__Problem to work on__.
The material below includes pictures; leave them out and return only the lines between the line containing "Write the React, TypeScript" and the line containing "FaWeixin, FaWeibo, FaPhoneAlt", inclusive, word for word.

__Items__.
# # # #
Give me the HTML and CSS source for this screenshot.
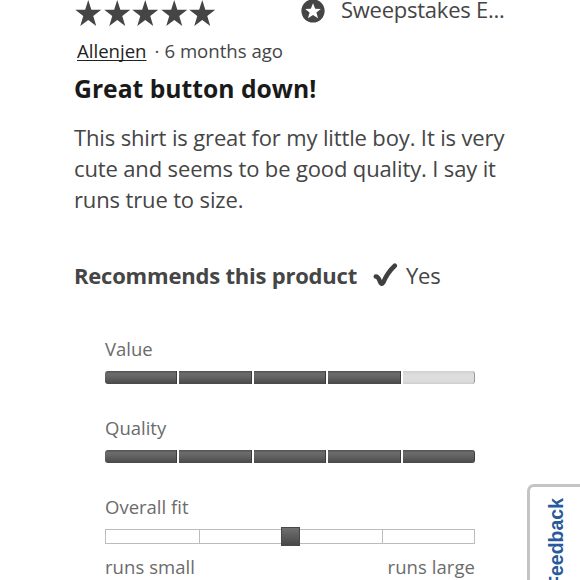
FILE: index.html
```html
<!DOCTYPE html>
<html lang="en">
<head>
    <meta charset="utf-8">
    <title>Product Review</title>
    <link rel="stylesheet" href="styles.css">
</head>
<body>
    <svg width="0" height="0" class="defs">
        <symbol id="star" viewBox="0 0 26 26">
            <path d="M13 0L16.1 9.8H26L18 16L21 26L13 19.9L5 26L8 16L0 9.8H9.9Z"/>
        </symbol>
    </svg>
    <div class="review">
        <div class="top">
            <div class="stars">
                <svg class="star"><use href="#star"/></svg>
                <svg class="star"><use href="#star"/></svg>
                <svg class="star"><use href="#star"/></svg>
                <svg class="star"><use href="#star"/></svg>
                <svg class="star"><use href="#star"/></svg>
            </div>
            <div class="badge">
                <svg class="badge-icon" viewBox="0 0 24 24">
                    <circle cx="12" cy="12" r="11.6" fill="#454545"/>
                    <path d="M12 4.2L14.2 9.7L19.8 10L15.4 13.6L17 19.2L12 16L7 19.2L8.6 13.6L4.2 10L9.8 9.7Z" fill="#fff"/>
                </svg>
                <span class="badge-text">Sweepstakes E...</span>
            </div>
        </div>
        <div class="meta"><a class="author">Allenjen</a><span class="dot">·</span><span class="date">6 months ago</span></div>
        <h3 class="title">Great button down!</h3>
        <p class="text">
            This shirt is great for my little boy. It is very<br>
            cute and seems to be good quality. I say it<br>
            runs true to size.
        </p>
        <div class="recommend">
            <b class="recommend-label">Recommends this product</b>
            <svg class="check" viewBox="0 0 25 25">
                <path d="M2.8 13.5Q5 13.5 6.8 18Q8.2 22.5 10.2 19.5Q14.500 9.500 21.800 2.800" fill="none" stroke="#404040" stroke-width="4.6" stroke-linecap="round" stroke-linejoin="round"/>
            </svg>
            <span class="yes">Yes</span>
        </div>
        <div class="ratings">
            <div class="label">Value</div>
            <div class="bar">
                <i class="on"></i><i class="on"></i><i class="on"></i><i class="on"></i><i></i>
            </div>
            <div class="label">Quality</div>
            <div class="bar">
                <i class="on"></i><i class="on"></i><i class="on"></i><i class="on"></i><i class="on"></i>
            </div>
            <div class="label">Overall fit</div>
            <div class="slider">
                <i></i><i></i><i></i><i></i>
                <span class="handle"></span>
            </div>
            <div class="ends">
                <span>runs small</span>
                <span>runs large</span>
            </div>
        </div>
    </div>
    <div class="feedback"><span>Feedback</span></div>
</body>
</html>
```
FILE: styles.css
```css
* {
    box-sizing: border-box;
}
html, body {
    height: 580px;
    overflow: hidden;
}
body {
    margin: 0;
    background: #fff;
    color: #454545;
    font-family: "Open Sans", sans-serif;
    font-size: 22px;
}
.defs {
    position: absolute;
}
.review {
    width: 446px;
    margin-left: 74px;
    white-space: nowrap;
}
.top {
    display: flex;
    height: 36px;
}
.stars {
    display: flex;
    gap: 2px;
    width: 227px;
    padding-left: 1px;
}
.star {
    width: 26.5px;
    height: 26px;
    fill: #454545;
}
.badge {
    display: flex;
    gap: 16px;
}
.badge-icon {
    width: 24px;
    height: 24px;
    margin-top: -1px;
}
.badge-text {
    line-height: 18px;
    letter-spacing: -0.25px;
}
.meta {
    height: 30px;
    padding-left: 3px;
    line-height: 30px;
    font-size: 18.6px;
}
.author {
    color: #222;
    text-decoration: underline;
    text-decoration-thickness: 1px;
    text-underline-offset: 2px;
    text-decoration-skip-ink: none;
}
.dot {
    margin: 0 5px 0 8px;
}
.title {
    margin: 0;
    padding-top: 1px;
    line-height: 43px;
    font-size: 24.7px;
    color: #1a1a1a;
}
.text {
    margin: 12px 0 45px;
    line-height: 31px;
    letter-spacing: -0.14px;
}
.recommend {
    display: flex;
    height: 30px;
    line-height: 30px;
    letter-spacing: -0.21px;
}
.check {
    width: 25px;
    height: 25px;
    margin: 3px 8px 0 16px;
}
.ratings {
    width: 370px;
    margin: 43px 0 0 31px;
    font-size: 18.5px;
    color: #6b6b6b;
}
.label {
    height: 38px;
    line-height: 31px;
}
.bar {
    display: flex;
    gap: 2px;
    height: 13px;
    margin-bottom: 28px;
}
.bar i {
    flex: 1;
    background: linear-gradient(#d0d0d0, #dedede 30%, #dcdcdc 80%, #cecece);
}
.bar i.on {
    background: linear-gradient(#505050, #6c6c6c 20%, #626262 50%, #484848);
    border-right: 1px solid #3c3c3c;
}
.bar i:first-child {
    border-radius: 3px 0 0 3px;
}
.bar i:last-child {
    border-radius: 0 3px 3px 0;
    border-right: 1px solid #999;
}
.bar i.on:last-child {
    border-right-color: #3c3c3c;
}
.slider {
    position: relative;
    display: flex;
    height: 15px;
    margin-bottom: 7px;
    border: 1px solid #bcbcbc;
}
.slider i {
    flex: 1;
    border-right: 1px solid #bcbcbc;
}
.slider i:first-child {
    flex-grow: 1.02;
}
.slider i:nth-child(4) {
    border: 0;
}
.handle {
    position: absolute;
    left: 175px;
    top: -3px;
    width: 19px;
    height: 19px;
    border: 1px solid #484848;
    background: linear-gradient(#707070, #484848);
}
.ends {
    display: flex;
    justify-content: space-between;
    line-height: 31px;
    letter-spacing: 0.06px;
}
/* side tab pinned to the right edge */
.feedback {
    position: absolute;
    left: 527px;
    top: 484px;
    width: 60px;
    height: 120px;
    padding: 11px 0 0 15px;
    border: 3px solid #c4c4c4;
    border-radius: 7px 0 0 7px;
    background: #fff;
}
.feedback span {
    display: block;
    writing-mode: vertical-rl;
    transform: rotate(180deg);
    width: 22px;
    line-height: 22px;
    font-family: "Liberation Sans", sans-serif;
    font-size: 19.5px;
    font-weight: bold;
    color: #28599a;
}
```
# # # #
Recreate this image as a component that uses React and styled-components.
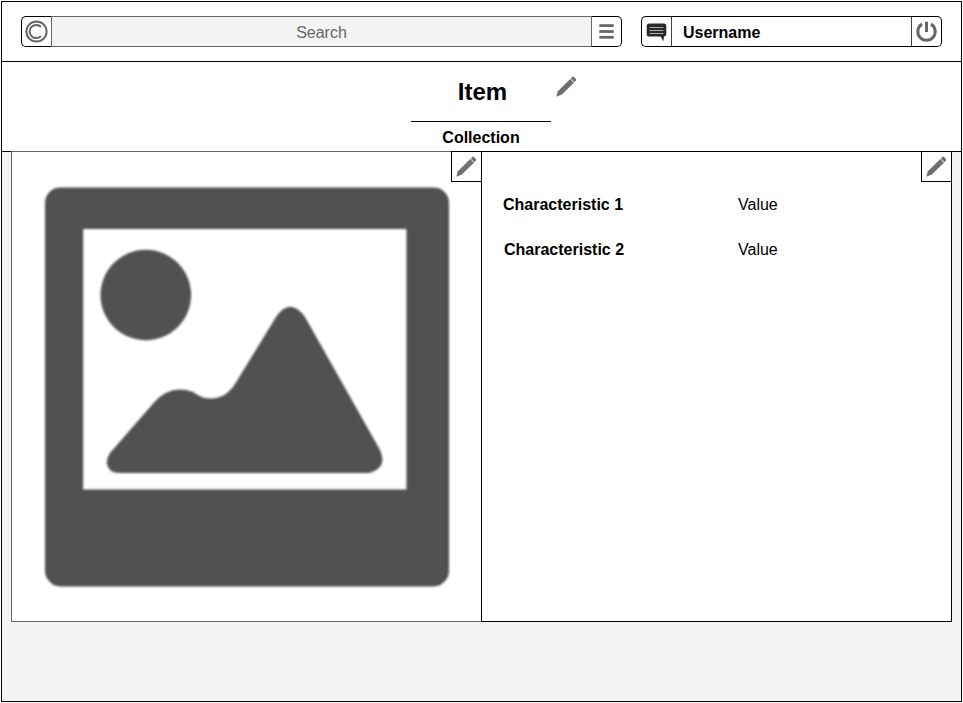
# # # #
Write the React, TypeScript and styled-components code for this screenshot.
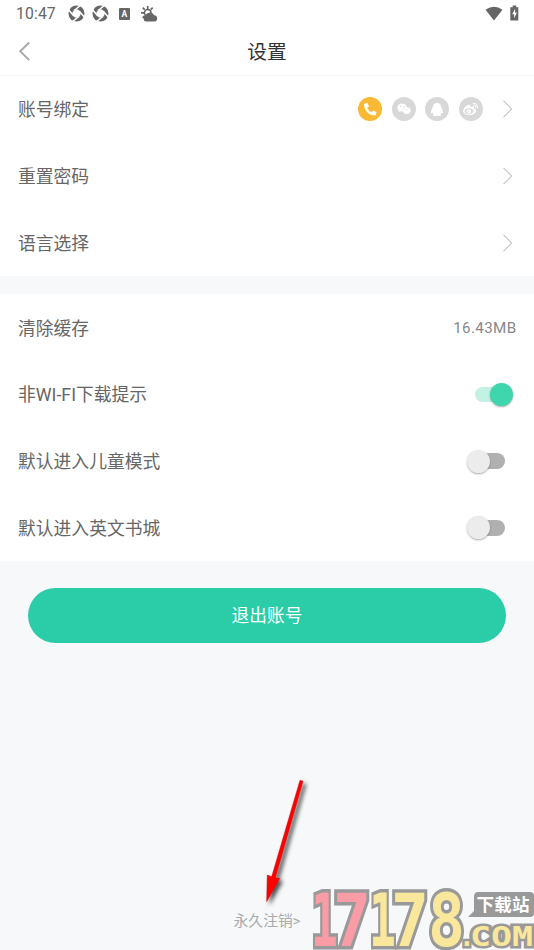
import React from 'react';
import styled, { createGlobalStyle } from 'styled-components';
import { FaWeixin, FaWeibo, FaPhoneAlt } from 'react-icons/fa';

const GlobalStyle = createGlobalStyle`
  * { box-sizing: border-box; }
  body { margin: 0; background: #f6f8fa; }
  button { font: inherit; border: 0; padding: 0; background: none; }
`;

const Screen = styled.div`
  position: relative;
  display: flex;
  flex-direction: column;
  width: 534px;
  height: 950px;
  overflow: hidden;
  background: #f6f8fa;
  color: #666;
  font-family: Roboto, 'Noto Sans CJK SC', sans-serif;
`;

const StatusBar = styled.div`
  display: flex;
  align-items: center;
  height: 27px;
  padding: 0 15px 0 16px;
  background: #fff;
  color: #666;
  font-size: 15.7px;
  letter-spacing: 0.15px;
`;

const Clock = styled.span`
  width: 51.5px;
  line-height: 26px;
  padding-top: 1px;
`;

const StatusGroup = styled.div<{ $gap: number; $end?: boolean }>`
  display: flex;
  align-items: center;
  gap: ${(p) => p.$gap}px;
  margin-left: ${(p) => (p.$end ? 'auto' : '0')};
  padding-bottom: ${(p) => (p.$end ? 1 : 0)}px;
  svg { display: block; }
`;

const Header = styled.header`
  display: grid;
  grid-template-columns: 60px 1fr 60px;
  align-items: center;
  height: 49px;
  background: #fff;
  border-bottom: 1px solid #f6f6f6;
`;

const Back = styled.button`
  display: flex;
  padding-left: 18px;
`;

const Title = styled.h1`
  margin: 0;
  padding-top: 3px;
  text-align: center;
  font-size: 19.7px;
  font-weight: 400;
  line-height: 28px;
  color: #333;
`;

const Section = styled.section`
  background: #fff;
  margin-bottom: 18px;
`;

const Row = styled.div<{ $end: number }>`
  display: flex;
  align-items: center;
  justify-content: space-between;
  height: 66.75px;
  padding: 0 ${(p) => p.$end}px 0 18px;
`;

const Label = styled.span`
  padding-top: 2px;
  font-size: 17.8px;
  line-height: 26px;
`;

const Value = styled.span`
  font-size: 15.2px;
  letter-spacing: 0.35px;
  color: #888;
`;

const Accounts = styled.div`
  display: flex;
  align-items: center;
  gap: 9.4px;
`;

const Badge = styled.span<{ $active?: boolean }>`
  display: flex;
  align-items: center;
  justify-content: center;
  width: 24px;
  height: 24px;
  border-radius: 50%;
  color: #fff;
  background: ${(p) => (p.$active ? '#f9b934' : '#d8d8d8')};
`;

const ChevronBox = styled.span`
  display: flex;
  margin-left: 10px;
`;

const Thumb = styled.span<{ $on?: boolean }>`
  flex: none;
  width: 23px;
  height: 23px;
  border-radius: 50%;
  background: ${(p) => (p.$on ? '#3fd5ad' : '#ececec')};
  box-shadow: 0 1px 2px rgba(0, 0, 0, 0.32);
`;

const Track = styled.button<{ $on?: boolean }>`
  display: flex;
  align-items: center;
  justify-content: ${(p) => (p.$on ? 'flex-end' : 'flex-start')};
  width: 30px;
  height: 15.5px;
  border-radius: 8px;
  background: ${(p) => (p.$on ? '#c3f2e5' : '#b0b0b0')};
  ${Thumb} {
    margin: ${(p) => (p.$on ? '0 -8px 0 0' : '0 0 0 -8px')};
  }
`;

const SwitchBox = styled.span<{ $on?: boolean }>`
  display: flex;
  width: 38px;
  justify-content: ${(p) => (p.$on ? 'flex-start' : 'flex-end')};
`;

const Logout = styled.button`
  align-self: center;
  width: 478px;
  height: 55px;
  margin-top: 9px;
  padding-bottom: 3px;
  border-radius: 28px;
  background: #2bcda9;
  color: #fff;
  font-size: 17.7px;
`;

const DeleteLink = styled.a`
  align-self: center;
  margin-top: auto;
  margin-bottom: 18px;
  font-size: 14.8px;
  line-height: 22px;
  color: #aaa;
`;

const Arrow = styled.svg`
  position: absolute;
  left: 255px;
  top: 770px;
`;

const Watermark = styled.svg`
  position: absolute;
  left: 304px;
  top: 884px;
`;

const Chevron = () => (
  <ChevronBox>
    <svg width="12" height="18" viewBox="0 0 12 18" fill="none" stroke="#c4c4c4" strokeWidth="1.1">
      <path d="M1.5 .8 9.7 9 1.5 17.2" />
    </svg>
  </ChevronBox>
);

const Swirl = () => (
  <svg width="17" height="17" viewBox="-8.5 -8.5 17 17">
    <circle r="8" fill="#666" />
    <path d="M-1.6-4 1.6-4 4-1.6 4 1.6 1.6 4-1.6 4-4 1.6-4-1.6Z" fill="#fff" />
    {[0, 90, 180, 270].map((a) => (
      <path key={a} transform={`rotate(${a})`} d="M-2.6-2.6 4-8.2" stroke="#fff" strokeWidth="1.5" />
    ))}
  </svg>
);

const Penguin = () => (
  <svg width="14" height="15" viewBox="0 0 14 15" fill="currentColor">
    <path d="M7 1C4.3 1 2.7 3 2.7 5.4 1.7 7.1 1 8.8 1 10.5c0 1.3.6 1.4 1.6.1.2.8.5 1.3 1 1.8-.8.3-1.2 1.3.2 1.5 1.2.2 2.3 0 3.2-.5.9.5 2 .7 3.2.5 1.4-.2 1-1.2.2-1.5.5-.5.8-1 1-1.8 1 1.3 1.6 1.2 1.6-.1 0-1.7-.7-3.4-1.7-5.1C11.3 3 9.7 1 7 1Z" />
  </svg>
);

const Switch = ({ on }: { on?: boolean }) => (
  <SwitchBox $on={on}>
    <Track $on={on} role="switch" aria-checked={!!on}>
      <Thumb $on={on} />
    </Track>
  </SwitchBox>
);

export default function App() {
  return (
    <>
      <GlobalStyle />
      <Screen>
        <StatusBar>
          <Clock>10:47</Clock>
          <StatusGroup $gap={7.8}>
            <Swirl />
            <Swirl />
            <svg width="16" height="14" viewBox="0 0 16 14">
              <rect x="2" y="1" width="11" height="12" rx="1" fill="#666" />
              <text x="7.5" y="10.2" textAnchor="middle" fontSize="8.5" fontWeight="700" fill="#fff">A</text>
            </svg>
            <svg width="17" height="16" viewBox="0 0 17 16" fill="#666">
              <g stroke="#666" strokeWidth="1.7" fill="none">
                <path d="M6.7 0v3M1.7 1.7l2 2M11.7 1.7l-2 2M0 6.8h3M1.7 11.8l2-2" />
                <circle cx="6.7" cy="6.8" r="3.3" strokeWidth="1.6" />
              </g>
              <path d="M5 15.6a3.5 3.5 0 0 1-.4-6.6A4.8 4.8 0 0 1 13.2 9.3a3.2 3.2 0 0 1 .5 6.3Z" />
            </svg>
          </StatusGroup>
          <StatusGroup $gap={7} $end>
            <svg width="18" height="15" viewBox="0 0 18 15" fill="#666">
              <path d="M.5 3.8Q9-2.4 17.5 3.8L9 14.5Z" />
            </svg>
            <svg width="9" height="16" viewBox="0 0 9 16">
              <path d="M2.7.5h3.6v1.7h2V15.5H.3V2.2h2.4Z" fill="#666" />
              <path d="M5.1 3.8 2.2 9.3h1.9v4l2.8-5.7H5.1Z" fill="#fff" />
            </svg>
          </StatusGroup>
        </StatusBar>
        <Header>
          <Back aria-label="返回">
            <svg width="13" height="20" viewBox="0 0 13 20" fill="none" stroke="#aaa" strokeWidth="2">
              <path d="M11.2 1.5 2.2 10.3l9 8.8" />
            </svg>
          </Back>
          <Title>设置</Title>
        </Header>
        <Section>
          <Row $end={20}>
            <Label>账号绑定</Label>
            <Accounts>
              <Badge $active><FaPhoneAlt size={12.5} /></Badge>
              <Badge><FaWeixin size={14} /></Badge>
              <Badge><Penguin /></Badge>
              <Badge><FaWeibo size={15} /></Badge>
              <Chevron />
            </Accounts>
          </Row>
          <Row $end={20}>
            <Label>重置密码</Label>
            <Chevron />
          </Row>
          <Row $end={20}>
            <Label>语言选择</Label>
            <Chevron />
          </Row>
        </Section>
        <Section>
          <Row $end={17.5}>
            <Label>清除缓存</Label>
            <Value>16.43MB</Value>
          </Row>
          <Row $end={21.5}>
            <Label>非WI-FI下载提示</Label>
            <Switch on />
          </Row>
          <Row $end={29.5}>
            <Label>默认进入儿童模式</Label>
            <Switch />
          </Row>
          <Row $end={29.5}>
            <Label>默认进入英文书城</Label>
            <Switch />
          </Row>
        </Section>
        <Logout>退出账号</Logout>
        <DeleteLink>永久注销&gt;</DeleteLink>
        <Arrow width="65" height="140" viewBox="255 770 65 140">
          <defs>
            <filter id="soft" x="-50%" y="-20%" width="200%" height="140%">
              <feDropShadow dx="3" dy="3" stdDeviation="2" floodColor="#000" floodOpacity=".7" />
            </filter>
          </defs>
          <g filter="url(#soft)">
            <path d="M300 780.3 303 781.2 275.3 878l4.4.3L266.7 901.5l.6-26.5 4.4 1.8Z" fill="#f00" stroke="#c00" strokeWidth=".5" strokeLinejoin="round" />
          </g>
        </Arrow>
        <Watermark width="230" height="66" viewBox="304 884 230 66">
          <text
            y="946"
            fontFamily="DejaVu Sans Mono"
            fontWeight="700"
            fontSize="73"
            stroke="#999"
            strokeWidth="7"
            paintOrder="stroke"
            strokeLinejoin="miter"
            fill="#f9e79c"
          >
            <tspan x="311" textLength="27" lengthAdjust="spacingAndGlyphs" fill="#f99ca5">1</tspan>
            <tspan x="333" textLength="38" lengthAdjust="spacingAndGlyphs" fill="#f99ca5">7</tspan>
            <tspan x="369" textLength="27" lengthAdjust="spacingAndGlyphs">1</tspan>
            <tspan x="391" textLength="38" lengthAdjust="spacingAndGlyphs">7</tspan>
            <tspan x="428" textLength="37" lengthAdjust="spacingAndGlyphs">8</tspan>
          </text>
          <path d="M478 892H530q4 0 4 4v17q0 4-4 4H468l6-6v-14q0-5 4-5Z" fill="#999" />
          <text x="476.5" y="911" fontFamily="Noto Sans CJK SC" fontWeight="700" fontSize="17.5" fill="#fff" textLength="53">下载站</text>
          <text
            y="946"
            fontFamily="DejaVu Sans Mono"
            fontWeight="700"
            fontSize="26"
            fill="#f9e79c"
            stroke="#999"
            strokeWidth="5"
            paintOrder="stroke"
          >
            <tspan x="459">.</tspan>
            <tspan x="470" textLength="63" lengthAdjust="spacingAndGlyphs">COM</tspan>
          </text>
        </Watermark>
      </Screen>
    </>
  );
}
# # # #
__Full answer__.
Write the React, TypeScript and styled-components code for this screenshot.
import React from 'react';
import styled, { createGlobalStyle } from 'styled-components';
import { FaWeixin, FaWeibo, FaPhoneAlt } from 'react-icons/fa';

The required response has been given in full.